If transcendence is the key to getting over a broken heart, Channel Orange is a losing game. The boss fight takes place on the final track, “Forrest Gump”. Forrest is, of course, the man alluded to in Frank’s letter. And though he’s spent the rest of the record numbing himself to the emotion, Ocean doesn’t put up much of a fight by its end. A funerary organ hums below a sparse, blooping beat, and Frank arrives at the album’s bittersweet punchline: “This is love I know it’s true / I won’t forget you / It’s for you, Forrest / Forrest Gump.”
That last line rings familiar because you’ve heard it already this year, on Lana Del Rey’s “Video Games”. “It’s you, it’s you, it’s all for you” she coos on the track that epitomizes Born To Die’s overarching principle. I draw the thematic parallel between the two debuts — the fallout of addictive, dangerous love — because it’s there. Maybe it’s a generational thing; this is how artists of a certain age get over breakups these days.

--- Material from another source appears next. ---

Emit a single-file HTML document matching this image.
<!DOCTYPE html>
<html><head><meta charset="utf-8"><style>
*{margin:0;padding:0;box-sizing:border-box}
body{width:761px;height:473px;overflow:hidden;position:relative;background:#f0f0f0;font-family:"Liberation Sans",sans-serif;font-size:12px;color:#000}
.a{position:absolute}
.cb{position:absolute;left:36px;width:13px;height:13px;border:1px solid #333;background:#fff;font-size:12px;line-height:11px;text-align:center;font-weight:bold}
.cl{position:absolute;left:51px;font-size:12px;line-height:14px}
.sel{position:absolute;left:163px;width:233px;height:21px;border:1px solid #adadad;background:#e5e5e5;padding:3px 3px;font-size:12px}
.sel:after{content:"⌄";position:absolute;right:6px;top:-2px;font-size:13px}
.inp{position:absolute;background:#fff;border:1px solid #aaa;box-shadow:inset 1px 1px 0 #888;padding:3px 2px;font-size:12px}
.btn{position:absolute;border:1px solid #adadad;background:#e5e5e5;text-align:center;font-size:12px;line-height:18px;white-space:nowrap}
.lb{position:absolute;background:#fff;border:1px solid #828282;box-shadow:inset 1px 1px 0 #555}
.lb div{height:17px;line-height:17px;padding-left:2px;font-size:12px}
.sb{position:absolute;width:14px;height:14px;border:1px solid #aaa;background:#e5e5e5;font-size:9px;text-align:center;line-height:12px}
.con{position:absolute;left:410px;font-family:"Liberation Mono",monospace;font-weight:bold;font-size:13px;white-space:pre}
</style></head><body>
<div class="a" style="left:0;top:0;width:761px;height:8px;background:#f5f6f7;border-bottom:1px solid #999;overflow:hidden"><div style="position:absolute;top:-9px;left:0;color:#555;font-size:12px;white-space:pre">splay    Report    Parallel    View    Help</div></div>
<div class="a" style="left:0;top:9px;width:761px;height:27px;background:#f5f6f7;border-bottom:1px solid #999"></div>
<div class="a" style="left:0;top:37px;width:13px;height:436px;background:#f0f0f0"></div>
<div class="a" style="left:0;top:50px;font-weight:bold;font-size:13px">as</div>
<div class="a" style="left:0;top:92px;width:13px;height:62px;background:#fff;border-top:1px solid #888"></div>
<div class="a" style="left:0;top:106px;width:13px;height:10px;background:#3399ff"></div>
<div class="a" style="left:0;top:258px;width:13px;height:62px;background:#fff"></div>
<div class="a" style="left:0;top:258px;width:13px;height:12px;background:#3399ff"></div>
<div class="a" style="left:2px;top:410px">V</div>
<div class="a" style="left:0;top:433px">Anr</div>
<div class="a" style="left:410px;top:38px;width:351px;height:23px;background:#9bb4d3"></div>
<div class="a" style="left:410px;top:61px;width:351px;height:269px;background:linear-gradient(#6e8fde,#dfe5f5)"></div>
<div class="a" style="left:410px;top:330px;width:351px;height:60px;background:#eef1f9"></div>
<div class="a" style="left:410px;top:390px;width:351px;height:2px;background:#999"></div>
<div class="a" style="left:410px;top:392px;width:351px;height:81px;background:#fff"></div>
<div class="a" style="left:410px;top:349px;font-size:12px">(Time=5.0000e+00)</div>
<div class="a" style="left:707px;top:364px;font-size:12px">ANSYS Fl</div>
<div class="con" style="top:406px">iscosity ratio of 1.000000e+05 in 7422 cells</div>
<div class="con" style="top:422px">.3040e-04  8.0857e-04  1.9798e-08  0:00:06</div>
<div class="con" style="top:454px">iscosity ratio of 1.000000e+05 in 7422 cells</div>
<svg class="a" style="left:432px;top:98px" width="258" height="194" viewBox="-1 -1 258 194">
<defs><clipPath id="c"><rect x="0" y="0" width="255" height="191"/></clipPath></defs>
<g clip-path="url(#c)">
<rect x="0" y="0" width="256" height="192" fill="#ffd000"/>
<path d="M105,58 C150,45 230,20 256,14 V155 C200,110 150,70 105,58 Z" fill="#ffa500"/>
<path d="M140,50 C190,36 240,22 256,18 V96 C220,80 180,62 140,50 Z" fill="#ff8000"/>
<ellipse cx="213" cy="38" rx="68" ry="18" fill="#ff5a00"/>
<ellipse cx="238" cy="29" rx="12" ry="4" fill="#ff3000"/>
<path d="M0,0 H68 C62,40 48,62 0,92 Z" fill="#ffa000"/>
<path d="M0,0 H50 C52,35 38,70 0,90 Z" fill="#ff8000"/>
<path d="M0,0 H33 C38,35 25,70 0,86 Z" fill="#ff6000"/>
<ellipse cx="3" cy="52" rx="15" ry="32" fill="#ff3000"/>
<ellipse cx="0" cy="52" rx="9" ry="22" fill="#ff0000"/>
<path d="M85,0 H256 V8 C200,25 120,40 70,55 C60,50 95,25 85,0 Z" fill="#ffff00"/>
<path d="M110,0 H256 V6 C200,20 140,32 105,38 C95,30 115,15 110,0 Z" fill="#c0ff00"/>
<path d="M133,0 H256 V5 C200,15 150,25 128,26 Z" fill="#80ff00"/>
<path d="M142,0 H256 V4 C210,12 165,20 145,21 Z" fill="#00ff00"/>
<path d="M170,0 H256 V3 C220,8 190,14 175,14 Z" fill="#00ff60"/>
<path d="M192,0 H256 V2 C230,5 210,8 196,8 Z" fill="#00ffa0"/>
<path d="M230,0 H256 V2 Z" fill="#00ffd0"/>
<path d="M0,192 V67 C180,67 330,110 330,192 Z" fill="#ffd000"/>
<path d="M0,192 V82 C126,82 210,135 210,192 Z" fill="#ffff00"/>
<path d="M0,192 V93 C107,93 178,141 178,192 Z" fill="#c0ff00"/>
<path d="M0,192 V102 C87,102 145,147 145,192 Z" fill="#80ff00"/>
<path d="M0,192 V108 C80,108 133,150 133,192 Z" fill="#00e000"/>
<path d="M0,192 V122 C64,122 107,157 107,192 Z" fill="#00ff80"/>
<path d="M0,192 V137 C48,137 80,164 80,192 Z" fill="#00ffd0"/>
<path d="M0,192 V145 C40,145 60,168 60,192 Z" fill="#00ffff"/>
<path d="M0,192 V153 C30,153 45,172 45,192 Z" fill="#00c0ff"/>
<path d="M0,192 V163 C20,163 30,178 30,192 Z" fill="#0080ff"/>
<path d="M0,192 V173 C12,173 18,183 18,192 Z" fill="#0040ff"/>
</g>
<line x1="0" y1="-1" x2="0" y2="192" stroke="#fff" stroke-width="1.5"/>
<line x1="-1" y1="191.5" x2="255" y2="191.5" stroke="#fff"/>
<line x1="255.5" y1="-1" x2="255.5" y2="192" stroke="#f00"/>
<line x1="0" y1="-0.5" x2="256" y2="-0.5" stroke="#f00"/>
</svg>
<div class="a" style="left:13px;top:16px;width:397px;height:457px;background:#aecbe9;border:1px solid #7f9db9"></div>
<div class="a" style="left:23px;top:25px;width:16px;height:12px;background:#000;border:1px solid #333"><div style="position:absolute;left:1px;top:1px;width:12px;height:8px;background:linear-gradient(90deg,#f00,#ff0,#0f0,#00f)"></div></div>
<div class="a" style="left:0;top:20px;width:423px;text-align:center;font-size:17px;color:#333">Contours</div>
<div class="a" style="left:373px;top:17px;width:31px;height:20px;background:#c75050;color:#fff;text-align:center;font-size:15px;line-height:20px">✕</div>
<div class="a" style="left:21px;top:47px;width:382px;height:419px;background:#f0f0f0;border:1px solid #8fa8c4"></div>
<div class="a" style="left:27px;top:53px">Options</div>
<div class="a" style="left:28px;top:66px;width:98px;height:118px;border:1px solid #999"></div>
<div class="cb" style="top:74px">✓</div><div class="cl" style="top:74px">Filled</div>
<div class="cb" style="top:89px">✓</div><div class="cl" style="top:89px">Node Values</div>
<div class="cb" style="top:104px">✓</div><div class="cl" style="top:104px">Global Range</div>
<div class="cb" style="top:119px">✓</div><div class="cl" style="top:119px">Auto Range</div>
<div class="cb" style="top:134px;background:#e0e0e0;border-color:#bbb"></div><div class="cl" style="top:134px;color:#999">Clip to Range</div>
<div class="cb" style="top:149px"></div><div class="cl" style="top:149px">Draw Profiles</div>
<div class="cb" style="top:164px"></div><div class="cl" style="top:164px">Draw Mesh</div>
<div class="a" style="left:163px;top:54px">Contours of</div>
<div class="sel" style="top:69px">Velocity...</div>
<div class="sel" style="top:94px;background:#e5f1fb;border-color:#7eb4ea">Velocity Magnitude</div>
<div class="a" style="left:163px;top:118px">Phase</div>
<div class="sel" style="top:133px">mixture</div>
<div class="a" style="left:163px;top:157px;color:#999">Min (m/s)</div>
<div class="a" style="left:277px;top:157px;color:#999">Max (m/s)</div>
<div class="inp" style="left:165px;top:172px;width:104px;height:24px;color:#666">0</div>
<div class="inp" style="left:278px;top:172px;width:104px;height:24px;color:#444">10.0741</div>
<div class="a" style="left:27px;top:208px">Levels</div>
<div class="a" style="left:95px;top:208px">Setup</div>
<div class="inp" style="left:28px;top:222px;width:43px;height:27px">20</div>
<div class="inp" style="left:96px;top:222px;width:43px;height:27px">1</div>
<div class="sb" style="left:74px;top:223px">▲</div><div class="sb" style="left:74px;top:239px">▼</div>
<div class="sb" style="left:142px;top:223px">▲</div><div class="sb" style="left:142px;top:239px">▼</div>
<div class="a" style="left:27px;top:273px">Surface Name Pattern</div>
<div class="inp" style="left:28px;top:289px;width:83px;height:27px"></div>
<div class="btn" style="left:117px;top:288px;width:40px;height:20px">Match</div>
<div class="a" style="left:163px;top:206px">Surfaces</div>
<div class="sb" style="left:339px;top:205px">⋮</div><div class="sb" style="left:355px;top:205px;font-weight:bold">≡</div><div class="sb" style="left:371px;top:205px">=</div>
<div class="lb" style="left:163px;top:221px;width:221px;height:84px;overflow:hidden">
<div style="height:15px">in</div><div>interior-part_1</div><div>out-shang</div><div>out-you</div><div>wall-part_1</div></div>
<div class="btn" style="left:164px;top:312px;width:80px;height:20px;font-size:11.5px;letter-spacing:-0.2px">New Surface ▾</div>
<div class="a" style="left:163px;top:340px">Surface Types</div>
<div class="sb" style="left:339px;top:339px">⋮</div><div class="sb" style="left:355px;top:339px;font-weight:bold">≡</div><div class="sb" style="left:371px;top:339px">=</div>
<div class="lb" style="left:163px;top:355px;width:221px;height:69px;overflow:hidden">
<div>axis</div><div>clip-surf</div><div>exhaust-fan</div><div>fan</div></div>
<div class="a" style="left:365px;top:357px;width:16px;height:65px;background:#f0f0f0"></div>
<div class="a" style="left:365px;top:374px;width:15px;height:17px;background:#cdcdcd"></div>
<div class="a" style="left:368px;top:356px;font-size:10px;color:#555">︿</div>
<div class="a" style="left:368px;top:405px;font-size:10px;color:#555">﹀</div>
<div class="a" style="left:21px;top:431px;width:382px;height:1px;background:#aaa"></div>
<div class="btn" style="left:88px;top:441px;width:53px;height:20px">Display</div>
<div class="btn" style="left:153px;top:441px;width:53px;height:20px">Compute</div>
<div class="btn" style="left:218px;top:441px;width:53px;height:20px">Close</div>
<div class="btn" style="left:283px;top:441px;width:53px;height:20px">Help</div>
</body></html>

But where LDR and Ocean diverge is authenticity. (Well, that and Ocean could sing circles around her. He pole-vaults to a fine falsetto with Olympic precision, while LDR flutters up to affect cute.) Earlier this year, the internet crusaded to expose Lana and her lips of disputed provenance as a studio-produced indie cipher, and for some reason, that made the music less good, less real. For Frank, that July 4 declaration of sexual orientation was all the cred and context he needed, and its why the internet spread its arms so unabashedly wide. That’s why it’s impossible to divorce this album from that letter. It’s the foreword to Channel Orange‘s open book.
The Best Song Wasn’t The Single: Expect “Bad Religion” to top every Best Of list this year.
Pops Like: All the big soul (and neo soul) influences are here: That tormented howl at the close of “Sweet Life” is Voodoo-era D’Angelo; the storytelling on “Super Rich Kids” sways like Stevie, and of course there’s the Mary J. Blige “Real Love” hook borrowed on that song too; the literalism of R. Kelly, minus the camp, on “Crack Rock”; the ambition of Kanye, minus the machismo, on “Pyramids”.
Best Listened To: Alone, with headphones (or in an empty cathedral — whatever’s at your disposal), during a contemplative period of your life when you’re trying to reconcile how very cruel love can be.
Full Disclosure: This reviewer falls in love easily. With people, with places, with records. It happens when I recognize in them something familiar, something about myself. All breathlessness out in the open, I am in love with this album, for its beauty. Because to me there is nothing more beautiful than a broken heart.